UK parliamentary inquiry calls for independent review of MSC

Published on
January 17, 2019

The Marine Stewardship Council (MSC) needs to address major concerns raised during an inquiry that looked into the effectiveness of the eco-label and the fishery certification scheme, recommends a new report published by the United Kingdom’s House of Commons’ Environmental Audit Committee (EAC).

EAC opened its Sustainable Seas inquiry in April 2018 to consider the future of oceans. The inquiry focused on how marine life can be protected from climate change, overfishing, and pollution, and how the U.K. government can create a more sustainable blue economy. One of its oral evidence sessions focused specifically on the MSC, with the participation of MSC CEO Rupert Howes.

In the inquiry, the MSC was criticized for recertifying a tuna fishery where there had been evidence of illegal shark finning dating back as recently as 2015.

“To ensure continued consumer confidence in the MSC certification, we recommend the MSC addresses specific criticisms raised… into its five-year review and strengthens its standard accordingly.
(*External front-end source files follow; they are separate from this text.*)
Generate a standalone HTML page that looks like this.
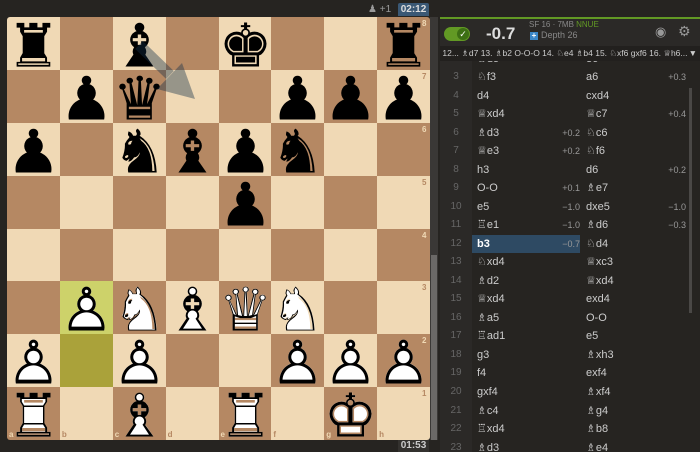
<!DOCTYPE html>
<html><head><meta charset="utf-8"><style>
body{margin:0;width:700px;height:452px;background:#262421;overflow:hidden;position:relative;font-family:"Liberation Sans","DejaVu Sans",sans-serif;}
.sq{position:absolute;width:53px;height:53px;}
.pc{position:absolute;width:53px;height:53px;line-height:52px;text-align:center;font-family:"DejaVu Sans",sans-serif;font-size:50px;transform:translateY(3px) scale(1.2);transform-origin:50% 50%;}
.b{color:#000;}
.w span{position:absolute;left:0;top:0;width:53px;}
.lab{position:absolute;font-size:8px;font-weight:bold;}
.row{position:absolute;left:0;width:250px;height:18px;font-size:11px;color:#ccc;line-height:18px;}
.n{position:absolute;left:0;width:32px;text-align:center;color:#666;font-size:10px;}
.m1{position:absolute;left:37px;}
.e1{position:absolute;right:110px;font-size:9px;color:#999;}
.m2{position:absolute;left:146px;}
.e2{position:absolute;right:4px;font-size:9px;color:#999;}
</style></head><body>
<div style="position:absolute;left:7px;top:17px;width:423px;height:423px;border-radius:3px;overflow:hidden" id="board"></div>
<div style="position:absolute;left:430px;top:17px;width:8px;height:423px;background:#3a3836"></div>
<div style="position:absolute;left:431px;top:255px;width:6px;height:185px;background:#6b6967"></div>
<div style="position:absolute;left:368px;top:4px;color:#999;font-size:10px">♟ +1</div>
<div style="position:absolute;left:398px;top:3px;width:31px;height:13px;background:#3a5875;color:#ddd;font-size:10px;font-weight:bold;text-align:center;line-height:13px;border-radius:2px 2px 0 0">02:12</div>
<div style="position:absolute;left:398px;top:440px;width:31px;height:12px;background:#33312e;color:#ccc;font-size:10px;font-weight:bold;text-align:center;line-height:12px">01:53</div>
<div style="position:absolute;left:440px;top:17px;width:260px;height:435px;background:#262421"></div>
<div style="position:absolute;left:440px;top:17px;width:260px;height:2px;background:#629924"></div>
<div style="position:absolute;left:440px;top:19px;width:260px;height:27px;background:#2b2927"></div>
<div style="position:absolute;left:444px;top:27px;width:26px;height:14px;border-radius:7px;background:#629924"></div>
<div style="position:absolute;left:457px;top:28px;width:12px;height:12px;border-radius:6px;background:#3d6f14;color:#fff;font-size:9px;text-align:center;line-height:12px">✓</div>
<div style="position:absolute;left:486px;top:24px;color:#ddd;font-size:17px;font-weight:bold">-0.7</div>
<div style="position:absolute;left:529px;top:20px;color:#888;font-size:8px">SF 16 · 7MB <span style="color:#629924">NNUE</span></div>
<div style="position:absolute;left:530px;top:32px;width:8px;height:8px;background:#3a86c8;color:#fff;font-size:8px;line-height:8px;text-align:center;font-weight:bold">+</div>
<div style="position:absolute;left:541px;top:30px;color:#888;font-size:9px">Depth 26</div>
<div style="position:absolute;left:655px;top:24px;color:#999;font-size:13px">◉</div>
<div style="position:absolute;left:678px;top:23px;color:#999;font-size:14px">⚙</div>
<div style="position:absolute;left:440px;top:46px;width:260px;height:15px;background:#22201e;color:#ccc;font-size:8.5px;line-height:15px;white-space:nowrap;overflow:hidden">&nbsp;12... ♗d7 13. ♗b2 O-O-O 14. ♘e4 ♗b4 15. ♘xf6 gxf6 16. ♕h6... <span style="position:absolute;right:3px">▼</span></div>
<div style="position:absolute;left:440px;top:61px;width:32px;height:391px;background:#2b2927"></div>
<div style="position:absolute;left:689px;top:88px;width:3px;height:225px;background:#4a4846"></div>
<div id="moves" style="position:absolute;left:440px;top:61px;width:250px;height:391px;overflow:hidden"></div>
<script>
var B=document.getElementById('board');
var pos={a8:'r',c8:'b',e8:'k',h8:'r',b7:'p',c7:'q',f7:'p',g7:'p',h7:'p',a6:'p',c6:'n',d6:'b',e6:'p',f6:'n',e5:'p',
b3:'P',c3:'N',d3:'B',e3:'Q',f3:'N',a2:'P',c2:'P',f2:'P',g2:'P',h2:'P',a1:'R',c1:'B',e1:'R',g1:'K'};
var fill={k:'♚',q:'♛',r:'♜',b:'♝',n:'♞',p:'♟'},out={k:'♔',q:'♕',r:'♖',b:'♗',n:'♘',p:'♙'};
var h='';var S=52.875;
for(var r=0;r<8;r++)for(var f=0;f<8;f++){
 var x=f*S,y=r*S,light=(r+f)%2==0;var c=light?'#f0d9b5':'#b58863';
 var sqn='abcdefgh'[f]+(8-r);
 if(sqn=='b3')c='#cdd26a';if(sqn=='b2')c='#aaa23a';
 h+='<div class="sq" style="left:'+x+'px;top:'+y+'px;background:'+c+'"></div>';
 if(r==7)h+='<div class="lab" style="left:'+(x+2)+'px;top:413px;color:'+(light?'#b58863':'#f0d9b5')+'">'+'abcdefgh'[f]+'</div>';
 if(f==7)h+='<div class="lab" style="left:415px;top:'+(y+2)+'px;color:'+(light?'#b58863':'#f0d9b5')+'">'+(8-r)+'</div>';
}
for(var r=0;r<8;r++)for(var f=0;f<8;f++){
 var x=f*S,y=r*S;var sqn='abcdefgh'[f]+(8-r);var p=pos[sqn];
 if(p){var l=p.toLowerCase();
  if(p==l)h+='<div class="pc b" style="left:'+x+'px;top:'+y+'px">'+fill[l]+'</div>';
  else h+='<div class="pc w" style="left:'+x+'px;top:'+y+'px"><span style="color:#fff">'+fill[l]+'</span><span style="color:#000">'+out[l]+'</span></div>';}
}
h+='<svg width="423" height="423" style="position:absolute;left:0;top:0"><g opacity="0.4" fill="#15304a"><line x1="132" y1="28" x2="163" y2="58" stroke="#15304a" stroke-width="11"/><polygon points="188,82 150,72 175,46"/></g></svg>';
B.innerHTML=h;
var mv=[[3,'♘f3','','a6','+0.3'],[4,'d4','','cxd4',''],[5,'♕xd4','','♕c7','+0.4'],[6,'♗d3','+0.2','♘c6',''],[7,'♕e3','+0.2','♘f6',''],[8,'h3','','d6','+0.2'],[9,'O-O','+0.1','♗e7',''],[10,'e5','−1.0','dxe5','−1.0'],[11,'♖e1','−1.0','♗d6','−0.3'],[12,'b3','−0.7','♘d4',''],[13,'♘xd4','','♕xc3',''],[14,'♗d2','','♕xd4',''],[15,'♕xd4','','exd4',''],[16,'♗a5','','O-O',''],[17,'♖ad1','','e5',''],[18,'g3','','♗xh3',''],[19,'f4','','exf4',''],[20,'gxf4','','♗xf4',''],[21,'♗c4','','♗g4',''],[22,'♖xd4','','♗b8',''],[23,'♗d3','','♗e4','']];
var o='<div class="row" style="top:-11px"><span class="m1">♗d5</span><span class="m2">e6</span></div>';
for(var i=0;i<mv.length;i++){var m=mv[i];var t=7+i*18.53;
 var act=m[0]==12;
 o+='<div class="row" style="top:'+t+'px">'+(act?'<div style="position:absolute;left:32px;width:108px;height:18px;background:#2e4a63"></div>':'')+'<span class="n">'+m[0]+'</span><span class="m1" style="'+(act?'font-weight:bold;color:#fff':'')+'">'+m[1]+'</span><span class="e1">'+m[2]+'</span><span class="m2">'+m[3]+'</span><span class="e2">'+m[4]+'</span></div>';}
document.getElementById('moves').innerHTML=o;
</script>
</body></html>
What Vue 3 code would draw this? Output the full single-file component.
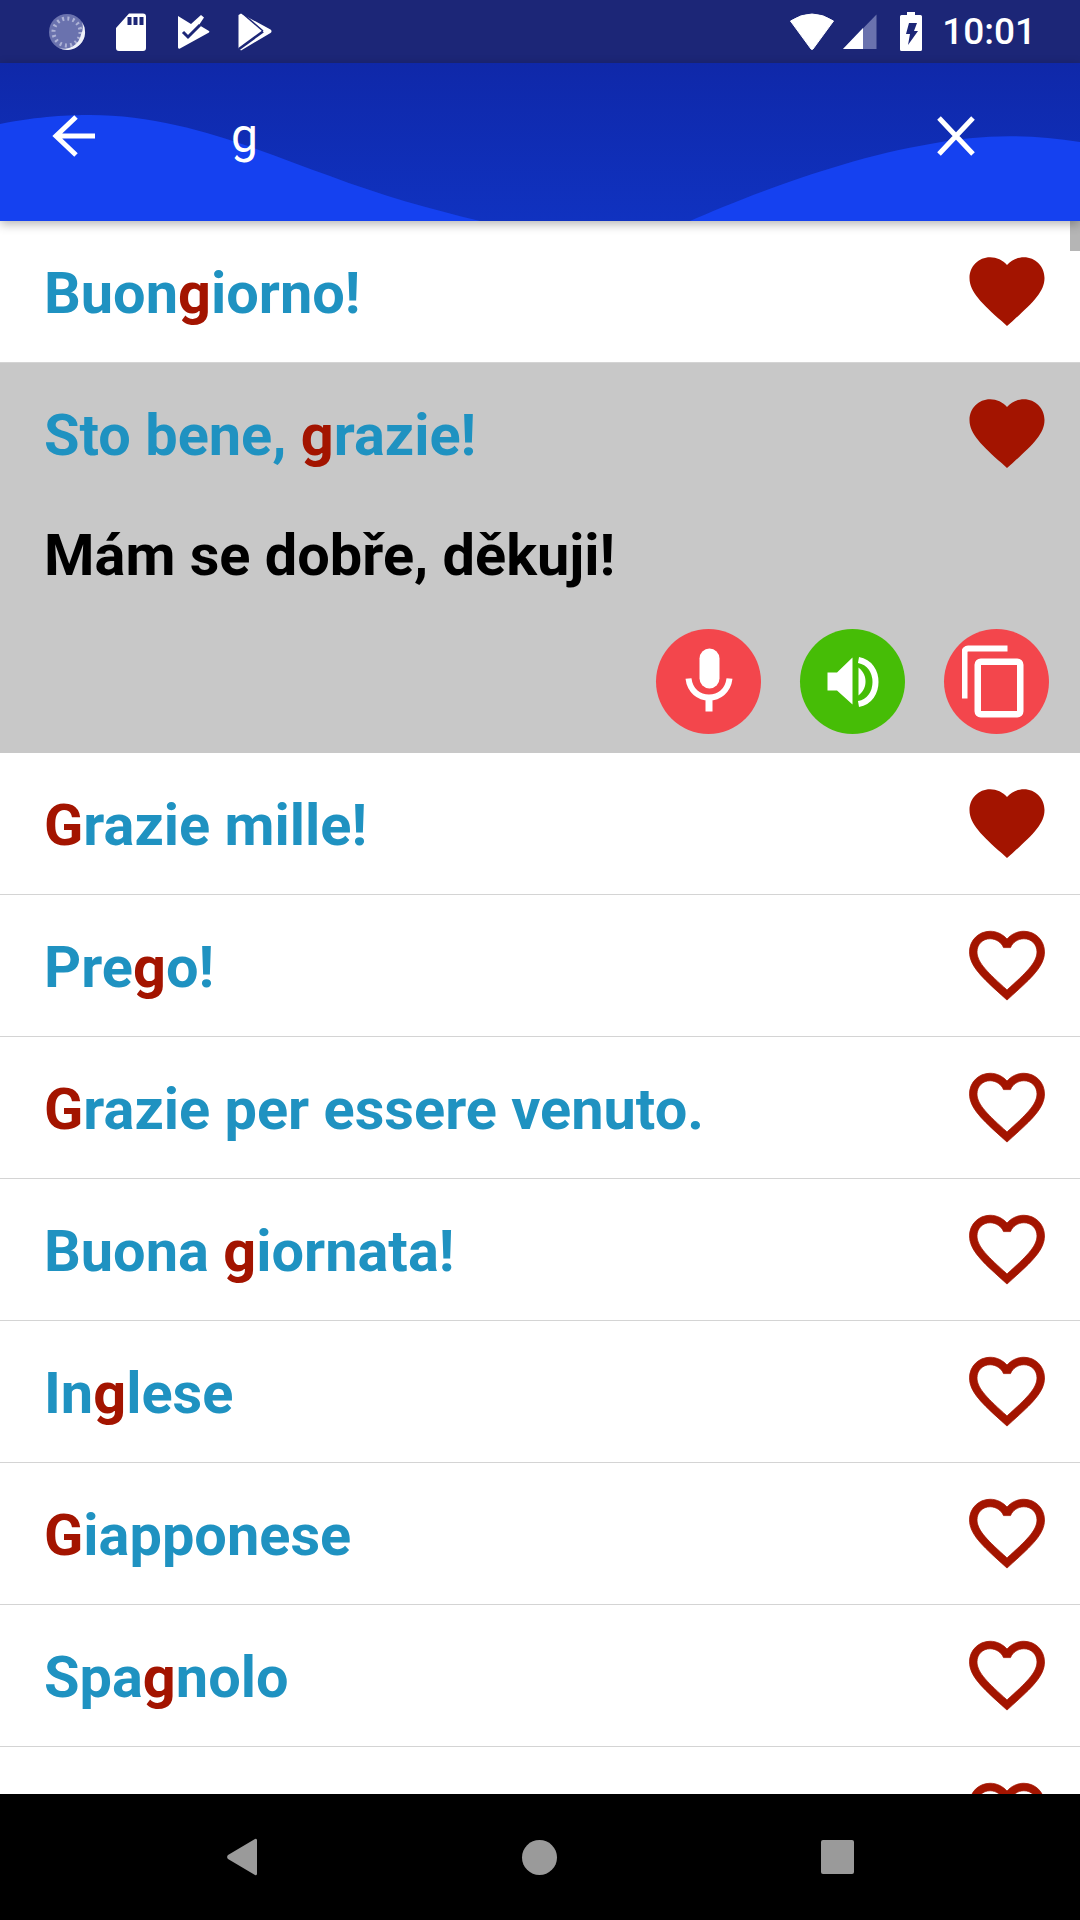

These criticisms include its unit of assessment, the need to factor in carbon from ships into its standard, concerns about shark finning (where we look forward to the publication of data verifying the reduction of this practice in 2019) and barriers to entry for small scale fisheries. The review should be transparent and ideally independently evaluated,” stated the report.

The EAC’s recommendations have been welcomed by the On the Hook campaign, which has repeatedly called for an independent review of the MSC Standard and its application. 

“An independent review would offer the best possible opportunity to deal with issues highlighted by stakeholders, including unit of assessment and shark finning, and ensure the future credibility of the MSC eco-label. I look forward to hearing the MSC’s plans and timeframe for such a review,” said On the Hook spokesman Callum Roberts.

The MSC has also voiced its approval of EAC’s report. In a statement, Erin Priddle, U.K. program director, said that it was good to see the committee raising the important issues of ocean plastics and acidification. 

“Far too often, our seas have been treated as ‘out of sight, out of mind.’ We hope that this report will galvanize action in securing a healthy future for our oceans," Priddle said.

“The report reflects the complex, often polarized views around seafood certification. While some claim the bar is too low, others warn that it is ‘becoming too high even for world leading fisheries.’ This illustrates the challenge of a global standard: if the bar is raised too high, it risks preventing fisheries – such as small scale and developing world fisheries – from ever reaching that bar,” she added. 

The MSC’s statement also highlighted that unit of assessment, the holistic assessment of fisheries, shark finning, and barriers to entry for small-scale fisheries were all being addressed in the Fisheries Standard Review currently underway, or in separate consultations taking place in 2019.  

“We acknowledge that there are some who have concerns about aspects of the MSC program, or doubts about individual certifications. We take these concerns seriously and are grateful for all contributions which will help to strengthen the MSC Standard. We look forward to working with all involved in the coming weeks and months to listen to their contributions and, through this review and the potential updates to the standard, reassure them of the program’s rigor,” said Priddle.

With regards to the recommendation in the EAC report that the concerns of Prof. Roberts and others should be addressed through the established process of the five-yearly Fishery Standard Review, the MSC said that in the most recent GSSI review, it had met all the essential components of the GSSI benchmark, and a further 63 supplementary components relating to issues such as deepsea fishing, vulnerable marine ecosystems and data collection to demonstrate impact. 

It also said that in the current (fourth) review of the MSC Standard, it had already welcomed input from WWF, Roberts, and others, and would continue to invite them to engage with the MSC during the consultation process.  

“MSC is deeply aware of the ever-changing political and environmental landscape. We are committed to understanding these changes and the interaction they have with our standard. While there will always be those demanding short-term, or immediate change, the inquiry has recognized that the MSC has a well-established process to make changes to the standard that includes the voices of all stakeholder,” said Priddle.  

U.K. government now has to consider the report and formally respond to its findings and recommendations.